Nick Clegg has invited local councils to submit plans for a new generation of “garden cities”, with the government prepared to back three 15,000-home schemes across the country with a range of support that fell short of new capital funding.

This week the deputy prime minister announced long-awaited plans to back three new “garden cities”, with the Department for Communities and Local Government publishing a prospectus inviting local authorities to submit plans for schemes in their area.

The prospectus, which comes two year after the government first announced its support for a new generation of garden cities, stated schemes must comprise at least 15,000 homes; must have the full support of all the local authorities where they are sited; must be well connected to existing or planned transport links; and must have “robust delivery arrangements”, such as joint venture companies, public private partnerships or publicly-led arms length bodies.

The prospectus added that schemes that comprised a “significant element of brownfield land will be particularly welcome”.

The prospectus did not define what was meant by a “garden city”, saying it wanted to support local “visions”, but it referred to a set of principles outlined by the Town and Country Planning Association.

The government said it would provide successful schemes with a range of support, including helping councils co-ordinate plans with other key partners, such as the Homes and Communities Agency (HCA) and other government departments; provide planning support, through the HCA; as well as providing a “limited amount” of funding to help with costs of developing the proposals for the scheme.

But the prospectus fell short of promising to back the schemes with fresh capital funding.

Instead it said the government would “facilitate access” for bidders into existing funding pots, including the Large Sites Fund, which was launched alongside the Garden Cities prospectus.

Comprising a £1bn of funding over the next six years, the Large Sites Fund, which was first announced in the Autumn Statement, is targeted at housing schemes over 1,500 that require investment in local infrastructure to boost their viability. It will be allocated on a competitive basis.

The Garden Cities prospectus said potential schemes must set out how the developments will be financed, particularly how private finance will be leveraged and how the scheme will make the best use of land and assets.

“Where an initial shortfall in funding is identified, but the project appears fundamentally viable, government will work with local partners to identify funding solutions”, the prospectus said.

The prospectus added that expressions of interest were being invited on an “ongoing, rolling basis, rather than being subject to any fixed deadline”.

The prospectus comes after George Osborne announced in the Budget that the government would back a new 15,000-home “garden city” development in the Ebbsfleet quarry, in Kent, with £200m of investment.

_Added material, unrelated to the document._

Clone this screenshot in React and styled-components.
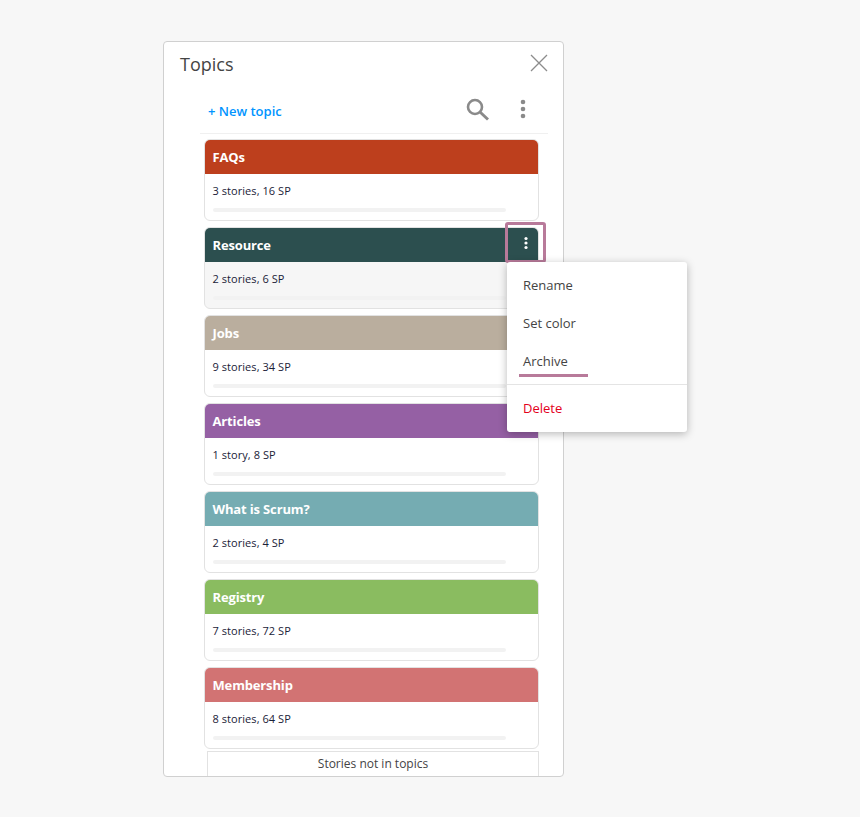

The prime minister first floated the idea for a new generation of garden cities in early 2012, then in November of that year Clegg promised the government would offer incentives for the creation of imaginative new developments.

At the time, Clegg argued that the UK must “build its way out” of a housing crisis, insisting that it was no longer good enough to think of small-scale developments on the edge of towns.

But the Garden City plans were held up within Whitehall, amid reports the Conservative were blocking the proposals for fear of sparking a backlash from ‘nimby’ protestors in the lead up to the 2015 general election.

Clegg said: “Garden cities are communities where future generations will live, work, have children, grow up and grow old.

“I’m publishing a new garden cities prospectus, which calls for local areas to submit their plans for garden cities that will provide affordable homes, good schools, and jobs for the next generation, while at the same time preserving the countryside.

“This is a call to arms for visionaries in local areas in need of housing to put forward radical and ambitious proposals to develop their own garden cities.”